Avant et après cet épisode (car à ce jour, le marché helvétique de l’électricité n’est toujours pas complètement libéralisé), les prix sur le marché libre fluctuent peu, et sont économiquement significativement plus avantageux que le tarif régulé. Les contrats avec SIG sont renouvelés de trois ans en trois ans, jusqu’à ce qu’en 2019, ils deviennent annuels, l’Exécutif de la Ville se penchant désormais plus précisément sur les différentes options de mix énergétique à sa disposition ; cette annualisation des contrats s’expliquant aussi par l’incertitude concernant l’obligation de mise en concurrence. En 2021, on observe les premiers signaux d’une augmentation des prix de l’énergie, qui explosent aujourd’hui.

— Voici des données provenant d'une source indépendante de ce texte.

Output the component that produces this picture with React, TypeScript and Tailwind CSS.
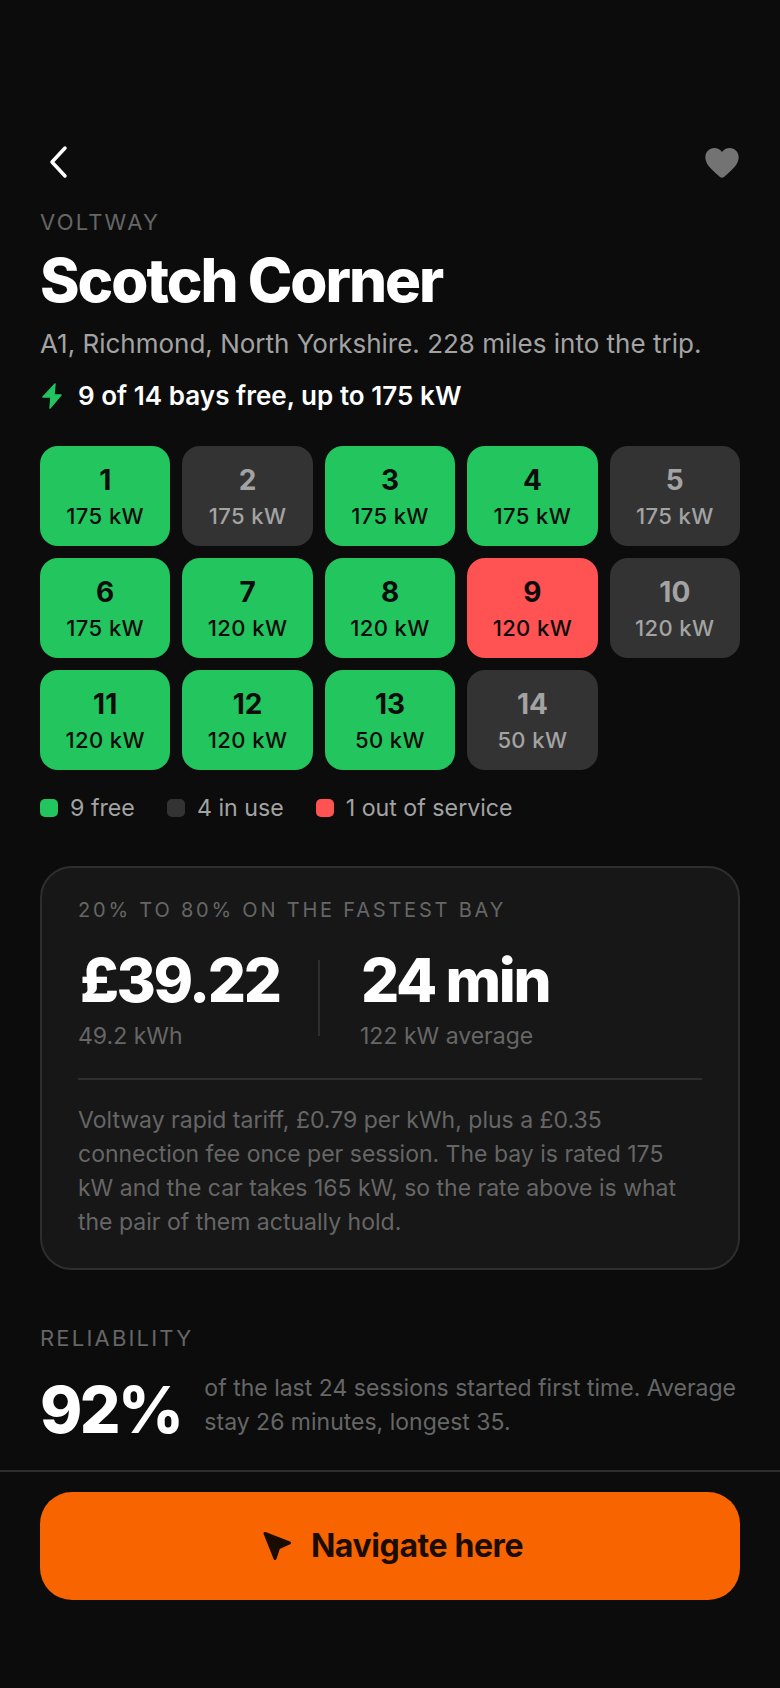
import React from "react";

const bays: [string, string, "f" | "u" | "x"][] = [
  ["1", "175 kW", "f"], ["2", "175 kW", "u"], ["3", "175 kW", "f"], ["4", "175 kW", "f"], ["5", "175 kW", "u"],
  ["6", "175 kW", "f"], ["7", "120 kW", "f"], ["8", "120 kW", "f"], ["9", "120 kW", "x"], ["10", "120 kW", "u"],
  ["11", "120 kW", "f"], ["12", "120 kW", "f"], ["13", "50 kW", "f"], ["14", "50 kW", "u"],
];

const Bay = ({ n, kw, s }: { n: string; kw: string; s: "f" | "u" | "x" }) => (
  <div
    className={
      "h-[100px] rounded-[18px] flex flex-col items-center justify-center " +
      (s === "f" ? "bg-[#22c55e] text-[#0c0c0c]" : s === "x" ? "bg-[#ff5252] text-[#0c0c0c]" : "bg-[#333333] text-[#a3a3a3]")
    }
  >
    <div className="text-[28px] leading-[36px] font-bold">{n}</div>
    <div className="text-[22px] leading-[28px] font-medium tracking-[0.4px] mt-[4px]">{kw}</div>
  </div>
);

const Legend = ({ c, t }: { c: string; t: string }) => (
  <div className="flex items-center gap-[12px]">
    <span className={"w-[18px] h-[18px] rounded-[5px] " + c} />
    <span className="text-[23.2px] leading-[32px] text-[#a3a3a3]">{t}</span>
  </div>
);

export default function App() {
  return (
    <div className="w-[780px] h-[1688px] bg-[#0c0c0c] flex flex-col overflow-hidden font-['Inter',sans-serif]">
      <div className="flex-1 px-[40px] pt-[140px]">
        <div className="flex items-center justify-between h-[44px]">
          <svg width="44" height="44" viewBox="0 0 44 44" fill="none" className="-ml-[2px]">
            <path d="M27 8 L14 22 L27 36" stroke="#fff" strokeWidth="3.5" strokeLinecap="round" strokeLinejoin="round" />
          </svg>
          <svg width="40" height="40" viewBox="0 0 24 24" className="mr-[-2px]">
            <path d="M12 21.5 C11.6 21.5 11.2 21.3 10.8 21 C5 16.2 2 13 2 9.2 C2 6 4.4 3.6 7.4 3.6 C9.2 3.6 10.9 4.5 12 6 C13.1 4.5 14.8 3.6 16.6 3.6 C19.6 3.6 22 6 22 9.2 C22 13 19 16.2 13.2 21 C12.8 21.3 12.4 21.5 12 21.5 Z" fill="#737373" />
          </svg>
        </div>
        <div className="mt-[24px] text-[22px] leading-[28px] tracking-[2.2px] text-[#666666]">VOLTWAY</div>
        <h1 className="mt-[12px] text-[60px] leading-[64px] font-extrabold tracking-[-2px] text-white">Scotch Corner</h1>
        <p className="mt-[14px] text-[26px] leading-[36px] text-[#a3a3a3]">A1, Richmond, North Yorkshire. 228 miles into the trip.</p>
        <div className="mt-[16px] flex items-center gap-[13px] h-[36px]">
          <svg width="24" height="28" viewBox="0 0 24 28" className="ml-[1px]">
            <path d="M14 2 L2 15 H10 L9 26 L20 13 H13 Z" fill="#22c55e" stroke="#22c55e" strokeWidth="1.5" strokeLinejoin="round" />
          </svg>
          <span className="text-[26px] leading-[36px] font-semibold tracking-[0.03px] text-white">9 of 14 bays free, up to 175 kW</span>
        </div>

        <div className="mt-[32px] grid grid-cols-5 gap-[12px]">
          {bays.map(([n, kw, s]) => (
            <Bay key={n} n={n} kw={kw} s={s} />
          ))}
        </div>

        <div className="mt-[22px] flex items-center gap-[32px]">
          <Legend c="bg-[#22c55e]" t="9 free" />
          <Legend c="bg-[#333333]" t="4 in use" />
          <Legend c="bg-[#ff5252]" t="1 out of service" />
        </div>

        <div className="mt-[42px] rounded-[32px] border-2 border-[#2e2e2e] bg-[#171717] px-[36px] pt-[28px] pb-[29px]">
          <div className="text-[20px] leading-[28px] tracking-[2.8px] text-[#666666]">20% TO 80% ON THE FASTEST BAY</div>
          <div className="mt-[20px] flex">
            <div className="w-[240px]">
              <div className="ml-[2px] text-[60px] leading-[72px] font-extrabold tracking-[-2.4px] text-white">£39.22</div>
              <div className="mt-[4px] text-[23px] leading-[32px] text-[#666666]">49.2 kWh</div>
            </div>
            <div className="w-[2px] h-[76px] self-end mb-[16px] bg-[#2e2e2e]" />
            <div className="ml-[40px]">
              <div className="ml-[1px] text-[60px] leading-[72px] font-extrabold tracking-[-2.4px] text-white">24 min</div>
              <div className="mt-[4px] text-[23px] leading-[32px] text-[#666666]">122 kW average</div>
            </div>
          </div>
          <div className="mt-[26px] h-[2px] bg-[#2e2e2e]" />
          <p className="mt-[23px] text-[23px] leading-[34px] text-[#666666]">
            Voltway rapid tariff, £0.79 per kWh, plus a £0.35 connection fee once per session. The bay is rated 175 kW and the car takes 165 kW, so the rate above is what the pair of them actually hold.
          </p>
        </div>

        <div className="mt-[54px] text-[22px] leading-[28px] tracking-[2.2px] text-[#666666]">RELIABILITY</div>
        <div className="mt-[8px] flex items-center gap-[23px]">
          <div className="pt-[10px] text-[64px] leading-[80px] font-extrabold tracking-[-2.56px] text-white">92%</div>
          <p className="text-[23px] leading-[34.5px] text-[#666666]">of the last 24 sessions started first time. Average stay 26 minutes, longest 35.</p>
        </div>
      </div>
      <div className="border-t-2 border-[#2e2e2e] px-[40px] pt-[20px] pb-[88px]">
        <div className="h-[108px] pl-[5px] rounded-[32px] bg-[#f76400] flex items-center justify-center gap-[17px] text-[#1a0d00]">
          <svg width="32" height="32" viewBox="0 0 32 32">
            <path d="M3 3.5 L27.5 13 L16.5 18 L13 28.5 Z" fill="#1a0d00" stroke="#1a0d00" strokeWidth="3" strokeLinejoin="round" />
          </svg>
          <span className="text-[32px] leading-[40px] font-bold tracking-[-0.4px]">Navigate here</span>
        </div>
      </div>
    </div>
  );
}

Cette remise en contexte était importante, pour comprendre que la marge de manœuvre du CA de la Ville de l’époque était restreinte, et que l’objectif était, dans ce nouveau contexte, de continuer à soutenir SIG dans son développement d’une production énergétique renouvelable et locale, ainsi qu’une baisse de ses coûts.

La situation d’aujourd’hui apporte bien évidemment son lot de réflexions et de remises en question. C’est pourquoi la Ville entend mettre en œuvre une nouvelle stratégie d’achat de son électricité, qui lui permettrait, à terme, de diminuer son exposition aux risques des marchés. Et de contribuer de manière plus efficace à un développement plus massif d’infrastructures de production d’électricité renouvelable suisses.

[1] Jean-Marc Revaz : « Services publics municipalisés et ouverture des marchés du gaz et de l’électricité. Risques et perspectives dans le contexte suisse »), paru  dans la revue Flux (Cahiers scientifiques internationaux), no.72-73, pp.120 à 125.